After successfully proving its wireless power technology can recharge drones, Solace Power is embarking on the second phase of a development project with aircraft manufacturer Boeing.
But Kris McNeil, CEO of the Mount Pearl, NL, company, was quick to point out in an interview last week that the Boeing contract is only one of the projects that Solace is working on. The company is applying its wireless power technology to automobiles and various military and industrial functions.
Without a doubt, Solace Power so far is best known for the project it conducted with Seattle-based Boeing with the support of the federal government’s Industrial and Technological Benefits program.
Boeing reps came to Mount Pearl, a city southwest of St. John’s, to work with Solace on developing the project, then they both attended a demonstration session in Florida with the U.S. military. During the demo, a quadcopter’s battery recharged even though the vehicle was nine to 12 inches from the power source. The results were featured in the Silicon Valley tech publication TechCrunch, which included a video of the test.
“The idea is that the unmanned drone can recharge its battery without a physical connection,” said McNeil. “It means the drone could in theory stay out in the field indefinitely.”
Solace Power was founded in 2007 with the goal of developing a technology to deliver electricity without power cords and batteries. While some in the field choose consumer applications such as recharging cell phones, Solace has focused mainly on industrial and automotive applications with a special emphasis on military uses.
The Solace system can be used to recharge a drone while it’s still in the air.
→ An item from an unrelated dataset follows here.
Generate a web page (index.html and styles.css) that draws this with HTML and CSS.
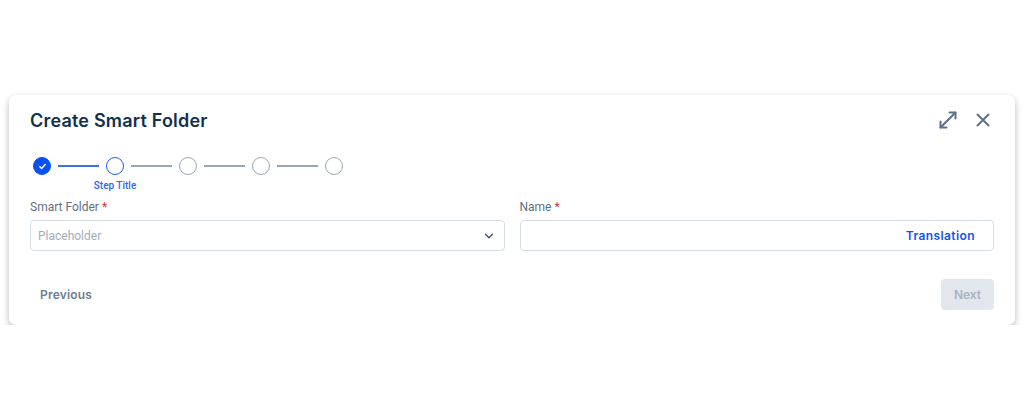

McNeil said the advantage is that if there are windy conditions that could make a landing difficult, the drone would still be able to recharge and continue with its duties.
The technology can be used on mid-sized quadcopters, those weighing as much as five kilograms, which includes some used by the military.
“Solace's wireless power technology can bring real, tangible value to many of Boeing's products, and we look forward to working with them, and other industry-leading companies, to advance their business through technology innovations," Neil Chaulk, Solace’s Vice-President of Business Development, said in a statement.
Solace is less public about some of its other projects, but they’re no less interesting. It is working with a major North American car manufacturer, and with another customer that makes suits for bomb disposal personnel. These suits contain electronic devices, and there is a power cable to the helmet that limits mobility. Solace is working on a solution that would eliminate the cable.
Solace is moving forward on several fronts, and without providing details McNeil said the company this year is bringing in revenues for the first time. It now employs 15 people (all but one in Newfoundland), and will soon raise the staffing to more than 20.
The company, a graduate from the Genesis Centre at Memorial University, raised money from the First Angel Network in late 2012. Last year it raised more capital from existing investors, though McNeil declined to say how much. The company is considering another raise later this year.